◆ DATASET RECORDS ◆
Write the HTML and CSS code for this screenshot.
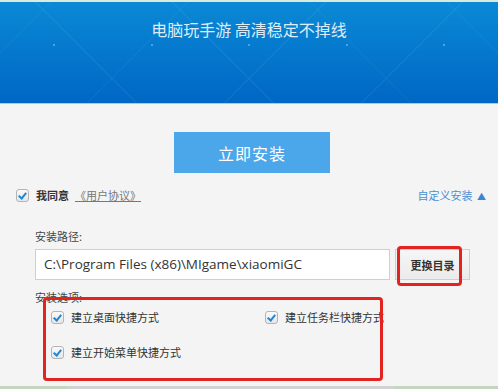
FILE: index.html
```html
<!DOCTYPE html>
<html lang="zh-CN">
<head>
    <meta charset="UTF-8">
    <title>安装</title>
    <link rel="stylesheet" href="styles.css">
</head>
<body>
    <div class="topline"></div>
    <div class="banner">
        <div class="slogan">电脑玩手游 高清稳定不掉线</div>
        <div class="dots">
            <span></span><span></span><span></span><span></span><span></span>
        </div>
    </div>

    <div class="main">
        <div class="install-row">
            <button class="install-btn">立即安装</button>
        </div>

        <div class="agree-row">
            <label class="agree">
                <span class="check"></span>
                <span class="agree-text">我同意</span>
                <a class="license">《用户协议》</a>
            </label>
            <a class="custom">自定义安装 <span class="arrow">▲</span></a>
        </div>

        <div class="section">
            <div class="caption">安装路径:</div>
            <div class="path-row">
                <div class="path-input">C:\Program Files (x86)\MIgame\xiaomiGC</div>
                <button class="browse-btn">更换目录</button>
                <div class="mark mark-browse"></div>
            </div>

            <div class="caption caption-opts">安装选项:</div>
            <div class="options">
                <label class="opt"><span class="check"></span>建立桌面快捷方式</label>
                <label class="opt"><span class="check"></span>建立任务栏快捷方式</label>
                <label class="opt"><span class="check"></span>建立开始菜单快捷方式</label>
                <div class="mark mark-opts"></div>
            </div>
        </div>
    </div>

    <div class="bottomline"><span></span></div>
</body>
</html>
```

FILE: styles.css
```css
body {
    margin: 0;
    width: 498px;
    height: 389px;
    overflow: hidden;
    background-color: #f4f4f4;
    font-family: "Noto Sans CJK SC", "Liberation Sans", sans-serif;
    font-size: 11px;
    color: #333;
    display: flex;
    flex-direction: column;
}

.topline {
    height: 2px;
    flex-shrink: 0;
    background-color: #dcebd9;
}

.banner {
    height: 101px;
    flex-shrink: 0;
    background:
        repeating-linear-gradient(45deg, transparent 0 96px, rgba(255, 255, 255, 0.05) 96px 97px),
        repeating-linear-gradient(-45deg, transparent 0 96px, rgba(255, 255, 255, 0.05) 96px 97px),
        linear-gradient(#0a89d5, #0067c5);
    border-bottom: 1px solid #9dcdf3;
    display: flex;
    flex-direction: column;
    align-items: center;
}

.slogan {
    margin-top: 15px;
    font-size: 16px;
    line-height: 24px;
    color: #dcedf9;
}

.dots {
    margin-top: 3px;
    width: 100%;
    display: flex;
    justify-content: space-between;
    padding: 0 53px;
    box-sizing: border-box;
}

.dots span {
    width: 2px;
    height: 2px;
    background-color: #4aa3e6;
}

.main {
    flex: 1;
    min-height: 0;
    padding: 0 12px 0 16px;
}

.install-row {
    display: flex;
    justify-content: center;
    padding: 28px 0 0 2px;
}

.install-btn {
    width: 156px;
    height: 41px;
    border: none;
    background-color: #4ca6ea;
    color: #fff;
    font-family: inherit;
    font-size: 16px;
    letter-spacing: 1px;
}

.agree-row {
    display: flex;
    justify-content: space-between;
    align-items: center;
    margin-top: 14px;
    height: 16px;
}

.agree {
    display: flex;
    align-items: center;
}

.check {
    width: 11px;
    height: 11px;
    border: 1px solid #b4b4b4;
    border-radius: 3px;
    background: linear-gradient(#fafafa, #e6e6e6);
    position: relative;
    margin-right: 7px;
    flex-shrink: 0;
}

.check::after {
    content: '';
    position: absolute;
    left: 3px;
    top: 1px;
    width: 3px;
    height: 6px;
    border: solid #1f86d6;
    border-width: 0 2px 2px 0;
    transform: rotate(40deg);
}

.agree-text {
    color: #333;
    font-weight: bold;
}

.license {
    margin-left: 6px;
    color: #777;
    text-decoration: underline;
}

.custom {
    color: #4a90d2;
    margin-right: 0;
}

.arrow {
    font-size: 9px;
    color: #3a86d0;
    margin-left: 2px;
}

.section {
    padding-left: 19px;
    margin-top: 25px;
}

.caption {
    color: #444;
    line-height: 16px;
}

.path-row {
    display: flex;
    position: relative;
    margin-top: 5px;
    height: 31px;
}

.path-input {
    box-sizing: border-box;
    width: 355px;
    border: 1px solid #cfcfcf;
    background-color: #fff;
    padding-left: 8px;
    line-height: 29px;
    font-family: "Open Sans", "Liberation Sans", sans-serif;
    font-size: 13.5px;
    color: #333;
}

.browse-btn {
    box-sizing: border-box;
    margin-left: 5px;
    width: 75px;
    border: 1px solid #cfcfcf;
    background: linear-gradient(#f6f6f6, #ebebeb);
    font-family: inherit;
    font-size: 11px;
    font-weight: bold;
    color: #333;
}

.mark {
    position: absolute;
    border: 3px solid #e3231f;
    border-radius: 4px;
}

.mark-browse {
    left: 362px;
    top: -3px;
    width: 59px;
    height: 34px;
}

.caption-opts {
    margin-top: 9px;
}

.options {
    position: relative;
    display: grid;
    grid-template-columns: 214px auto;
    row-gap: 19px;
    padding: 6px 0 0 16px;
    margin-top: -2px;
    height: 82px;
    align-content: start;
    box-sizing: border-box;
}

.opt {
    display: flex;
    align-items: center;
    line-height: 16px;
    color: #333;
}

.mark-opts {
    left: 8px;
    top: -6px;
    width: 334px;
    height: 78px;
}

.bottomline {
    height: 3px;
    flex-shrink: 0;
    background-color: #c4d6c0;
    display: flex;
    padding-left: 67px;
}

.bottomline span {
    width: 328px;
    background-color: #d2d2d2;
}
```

==

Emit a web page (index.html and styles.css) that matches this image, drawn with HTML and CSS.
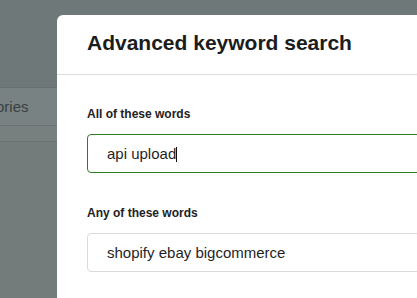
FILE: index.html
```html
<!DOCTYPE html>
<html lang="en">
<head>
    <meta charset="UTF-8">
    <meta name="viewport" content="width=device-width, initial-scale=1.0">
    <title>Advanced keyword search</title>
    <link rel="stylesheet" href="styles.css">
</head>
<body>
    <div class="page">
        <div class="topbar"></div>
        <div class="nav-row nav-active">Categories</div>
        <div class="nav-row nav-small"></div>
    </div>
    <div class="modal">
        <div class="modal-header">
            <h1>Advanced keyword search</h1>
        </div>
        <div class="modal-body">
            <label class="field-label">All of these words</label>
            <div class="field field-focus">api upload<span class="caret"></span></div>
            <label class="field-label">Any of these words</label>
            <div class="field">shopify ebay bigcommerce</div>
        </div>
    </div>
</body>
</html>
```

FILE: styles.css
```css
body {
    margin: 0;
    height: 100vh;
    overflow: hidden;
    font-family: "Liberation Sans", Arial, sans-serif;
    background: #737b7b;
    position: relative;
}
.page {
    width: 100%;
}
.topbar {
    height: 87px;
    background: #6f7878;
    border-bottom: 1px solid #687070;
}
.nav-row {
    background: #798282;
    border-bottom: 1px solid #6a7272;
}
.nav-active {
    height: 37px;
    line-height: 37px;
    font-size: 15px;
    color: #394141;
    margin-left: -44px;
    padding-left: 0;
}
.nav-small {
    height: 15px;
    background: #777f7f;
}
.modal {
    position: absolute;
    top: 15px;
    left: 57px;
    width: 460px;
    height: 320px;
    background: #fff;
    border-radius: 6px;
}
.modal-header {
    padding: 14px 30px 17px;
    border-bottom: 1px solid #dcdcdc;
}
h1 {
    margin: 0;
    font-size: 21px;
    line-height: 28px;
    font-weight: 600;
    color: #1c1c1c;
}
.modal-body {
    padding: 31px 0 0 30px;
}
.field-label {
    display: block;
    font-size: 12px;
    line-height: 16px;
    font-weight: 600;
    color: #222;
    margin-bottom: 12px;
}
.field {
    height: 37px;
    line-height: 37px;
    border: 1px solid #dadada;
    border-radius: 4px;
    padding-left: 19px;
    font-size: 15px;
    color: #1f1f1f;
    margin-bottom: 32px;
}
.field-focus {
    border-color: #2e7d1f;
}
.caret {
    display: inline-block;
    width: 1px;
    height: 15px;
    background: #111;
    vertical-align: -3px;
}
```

◆ AIM OF THE EXERCISE ◆
Select every line of the material above holding the word "page" and copy it.

◆ RESPONSE FOR THIS EXERCISE ◆
Emit a web page (index.html and styles.css) that matches this image, drawn with HTML and CSS.
    <div class="page">
.page {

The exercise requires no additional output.